- [WHAT THE EXERCISE ASKS] Which lines of the records contain "this"? Collect every one of them.

- [Stored items from a collection]
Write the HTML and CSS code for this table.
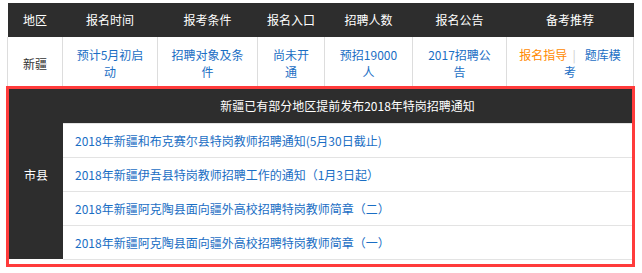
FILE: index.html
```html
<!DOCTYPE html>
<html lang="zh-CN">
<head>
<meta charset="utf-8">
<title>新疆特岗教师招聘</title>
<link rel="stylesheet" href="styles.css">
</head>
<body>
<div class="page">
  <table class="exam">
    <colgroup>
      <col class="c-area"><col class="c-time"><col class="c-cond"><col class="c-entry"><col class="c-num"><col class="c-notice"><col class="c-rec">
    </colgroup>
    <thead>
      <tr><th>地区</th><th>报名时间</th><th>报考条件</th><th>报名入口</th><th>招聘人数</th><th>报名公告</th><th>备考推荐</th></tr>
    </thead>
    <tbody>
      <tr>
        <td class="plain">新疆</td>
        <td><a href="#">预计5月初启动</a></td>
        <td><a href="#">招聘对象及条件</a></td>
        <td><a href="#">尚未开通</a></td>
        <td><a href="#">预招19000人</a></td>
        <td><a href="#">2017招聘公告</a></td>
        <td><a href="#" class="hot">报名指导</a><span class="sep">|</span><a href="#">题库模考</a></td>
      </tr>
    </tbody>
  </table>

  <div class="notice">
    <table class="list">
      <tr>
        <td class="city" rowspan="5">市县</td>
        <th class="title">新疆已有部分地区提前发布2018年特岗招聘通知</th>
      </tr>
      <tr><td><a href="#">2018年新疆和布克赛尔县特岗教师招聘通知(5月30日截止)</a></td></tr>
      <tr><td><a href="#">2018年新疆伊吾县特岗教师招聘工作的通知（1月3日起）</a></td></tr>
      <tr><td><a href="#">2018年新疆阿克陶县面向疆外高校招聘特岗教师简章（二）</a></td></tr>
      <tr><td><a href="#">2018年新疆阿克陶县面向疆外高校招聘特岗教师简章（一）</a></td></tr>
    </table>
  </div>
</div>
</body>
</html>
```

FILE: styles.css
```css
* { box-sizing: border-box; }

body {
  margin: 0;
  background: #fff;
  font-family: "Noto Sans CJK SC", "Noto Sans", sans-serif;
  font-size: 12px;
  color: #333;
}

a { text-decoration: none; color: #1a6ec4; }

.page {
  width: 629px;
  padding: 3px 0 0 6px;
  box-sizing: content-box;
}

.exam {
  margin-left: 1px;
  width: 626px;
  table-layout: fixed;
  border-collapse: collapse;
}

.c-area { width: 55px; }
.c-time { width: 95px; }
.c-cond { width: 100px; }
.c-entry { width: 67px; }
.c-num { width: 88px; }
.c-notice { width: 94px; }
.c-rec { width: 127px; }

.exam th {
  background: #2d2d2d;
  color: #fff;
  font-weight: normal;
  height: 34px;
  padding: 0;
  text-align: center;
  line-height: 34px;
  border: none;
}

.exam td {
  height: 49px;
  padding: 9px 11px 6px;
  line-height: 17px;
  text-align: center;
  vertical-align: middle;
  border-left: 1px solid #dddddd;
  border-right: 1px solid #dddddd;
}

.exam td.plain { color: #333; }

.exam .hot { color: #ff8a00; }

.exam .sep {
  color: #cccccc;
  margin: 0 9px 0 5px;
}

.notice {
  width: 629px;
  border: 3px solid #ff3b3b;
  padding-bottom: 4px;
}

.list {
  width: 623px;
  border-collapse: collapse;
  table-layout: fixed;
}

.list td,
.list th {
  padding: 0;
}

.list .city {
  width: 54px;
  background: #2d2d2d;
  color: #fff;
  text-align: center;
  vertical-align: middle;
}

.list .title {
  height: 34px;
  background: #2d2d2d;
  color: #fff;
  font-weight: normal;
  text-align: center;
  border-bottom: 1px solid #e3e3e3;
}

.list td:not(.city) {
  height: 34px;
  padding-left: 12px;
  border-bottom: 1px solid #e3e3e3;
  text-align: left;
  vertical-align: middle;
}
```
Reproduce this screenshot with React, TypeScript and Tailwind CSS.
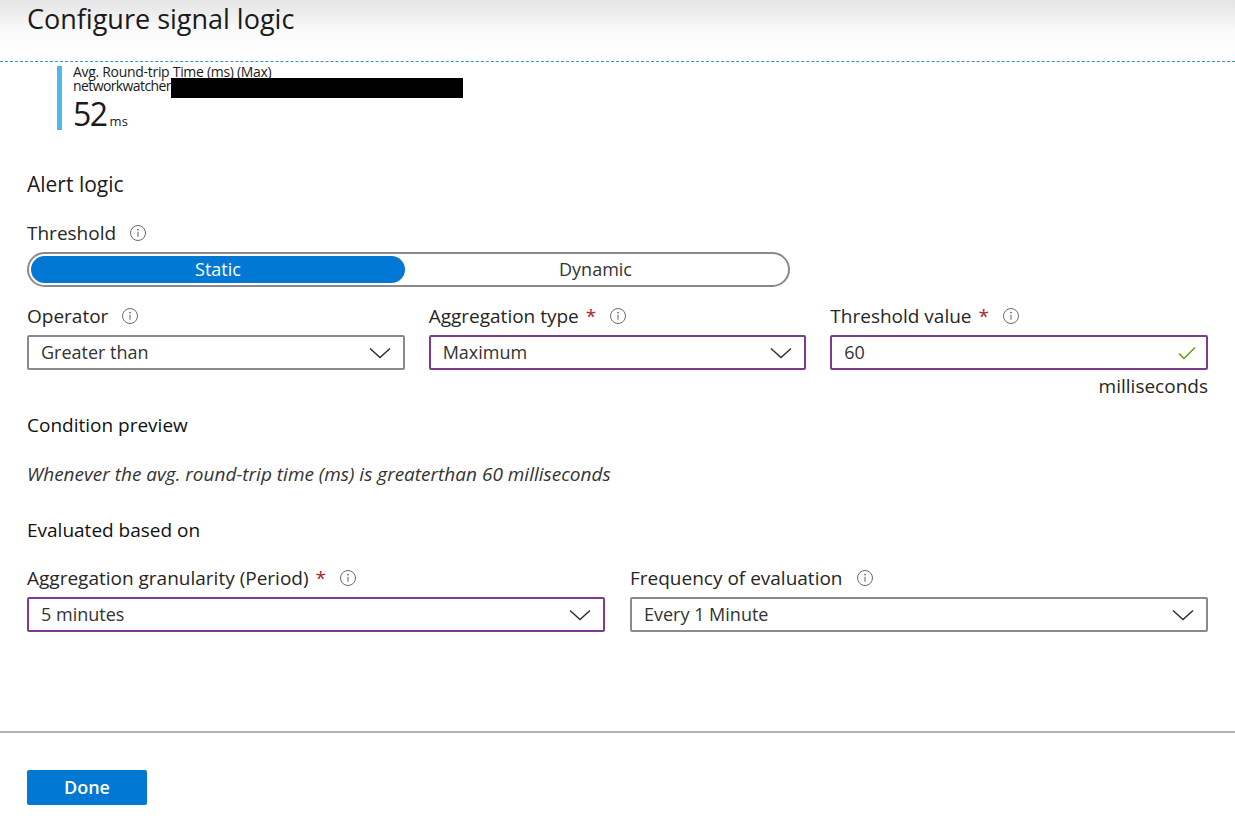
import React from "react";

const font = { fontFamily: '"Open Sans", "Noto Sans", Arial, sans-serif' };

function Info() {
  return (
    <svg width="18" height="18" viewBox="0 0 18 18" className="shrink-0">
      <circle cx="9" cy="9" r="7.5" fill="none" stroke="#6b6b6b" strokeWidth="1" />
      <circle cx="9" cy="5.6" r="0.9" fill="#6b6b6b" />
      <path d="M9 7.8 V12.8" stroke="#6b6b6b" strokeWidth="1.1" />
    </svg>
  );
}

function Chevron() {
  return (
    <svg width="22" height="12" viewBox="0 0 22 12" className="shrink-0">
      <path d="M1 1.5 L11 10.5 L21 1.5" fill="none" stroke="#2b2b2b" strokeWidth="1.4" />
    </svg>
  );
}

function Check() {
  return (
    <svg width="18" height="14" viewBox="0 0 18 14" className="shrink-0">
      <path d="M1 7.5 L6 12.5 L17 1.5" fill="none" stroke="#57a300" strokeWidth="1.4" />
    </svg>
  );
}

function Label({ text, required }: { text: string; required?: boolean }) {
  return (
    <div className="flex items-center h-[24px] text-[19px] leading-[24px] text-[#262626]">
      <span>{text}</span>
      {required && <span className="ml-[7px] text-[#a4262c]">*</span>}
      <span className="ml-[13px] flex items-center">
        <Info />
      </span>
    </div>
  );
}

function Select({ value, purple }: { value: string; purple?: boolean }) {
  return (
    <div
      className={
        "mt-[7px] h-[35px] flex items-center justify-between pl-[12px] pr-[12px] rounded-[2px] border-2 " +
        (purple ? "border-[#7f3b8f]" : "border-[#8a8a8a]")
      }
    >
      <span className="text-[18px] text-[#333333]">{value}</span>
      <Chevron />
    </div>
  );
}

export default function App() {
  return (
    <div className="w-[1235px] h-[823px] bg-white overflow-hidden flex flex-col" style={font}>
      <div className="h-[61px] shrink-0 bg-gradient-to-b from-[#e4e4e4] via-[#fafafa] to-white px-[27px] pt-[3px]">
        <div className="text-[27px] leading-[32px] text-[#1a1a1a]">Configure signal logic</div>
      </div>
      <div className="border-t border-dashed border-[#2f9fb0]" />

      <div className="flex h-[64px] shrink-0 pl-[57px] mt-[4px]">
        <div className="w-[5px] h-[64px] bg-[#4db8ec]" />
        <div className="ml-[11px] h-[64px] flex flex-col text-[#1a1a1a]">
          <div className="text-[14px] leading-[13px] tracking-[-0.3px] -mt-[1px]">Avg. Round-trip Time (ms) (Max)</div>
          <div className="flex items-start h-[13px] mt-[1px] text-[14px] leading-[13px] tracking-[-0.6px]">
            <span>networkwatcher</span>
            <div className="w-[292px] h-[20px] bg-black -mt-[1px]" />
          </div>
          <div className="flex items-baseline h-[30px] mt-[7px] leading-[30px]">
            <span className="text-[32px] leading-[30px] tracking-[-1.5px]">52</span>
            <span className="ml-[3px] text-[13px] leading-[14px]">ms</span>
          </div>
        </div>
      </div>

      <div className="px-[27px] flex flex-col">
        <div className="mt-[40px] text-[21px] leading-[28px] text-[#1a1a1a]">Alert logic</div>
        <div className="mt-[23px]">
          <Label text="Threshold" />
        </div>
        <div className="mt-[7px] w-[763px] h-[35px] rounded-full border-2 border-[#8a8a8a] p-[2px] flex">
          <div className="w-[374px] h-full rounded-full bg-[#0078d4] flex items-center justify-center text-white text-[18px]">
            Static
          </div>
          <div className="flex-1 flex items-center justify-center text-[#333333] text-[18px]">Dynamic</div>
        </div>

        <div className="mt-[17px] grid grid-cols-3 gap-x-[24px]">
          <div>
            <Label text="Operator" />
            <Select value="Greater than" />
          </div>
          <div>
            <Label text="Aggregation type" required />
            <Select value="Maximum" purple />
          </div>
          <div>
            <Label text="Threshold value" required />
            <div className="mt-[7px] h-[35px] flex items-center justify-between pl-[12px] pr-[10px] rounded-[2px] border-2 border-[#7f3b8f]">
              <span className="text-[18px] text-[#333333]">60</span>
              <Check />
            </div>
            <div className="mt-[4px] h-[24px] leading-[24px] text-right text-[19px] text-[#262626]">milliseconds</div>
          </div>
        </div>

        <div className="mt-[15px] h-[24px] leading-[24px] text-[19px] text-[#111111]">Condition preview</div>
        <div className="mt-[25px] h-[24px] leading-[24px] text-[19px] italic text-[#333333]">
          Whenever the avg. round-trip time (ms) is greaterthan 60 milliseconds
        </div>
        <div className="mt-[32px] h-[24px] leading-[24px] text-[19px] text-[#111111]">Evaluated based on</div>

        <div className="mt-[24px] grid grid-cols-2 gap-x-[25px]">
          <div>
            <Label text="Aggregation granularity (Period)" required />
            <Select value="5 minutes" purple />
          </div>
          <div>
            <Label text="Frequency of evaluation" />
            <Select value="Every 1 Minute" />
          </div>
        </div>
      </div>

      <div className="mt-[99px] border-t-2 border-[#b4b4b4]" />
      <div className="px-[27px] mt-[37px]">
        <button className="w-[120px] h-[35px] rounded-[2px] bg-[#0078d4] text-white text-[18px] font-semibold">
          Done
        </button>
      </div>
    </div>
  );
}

- [FINISHED TASK]
Write the HTML and CSS code for this table.
Reproduce this screenshot with React, TypeScript and Tailwind CSS.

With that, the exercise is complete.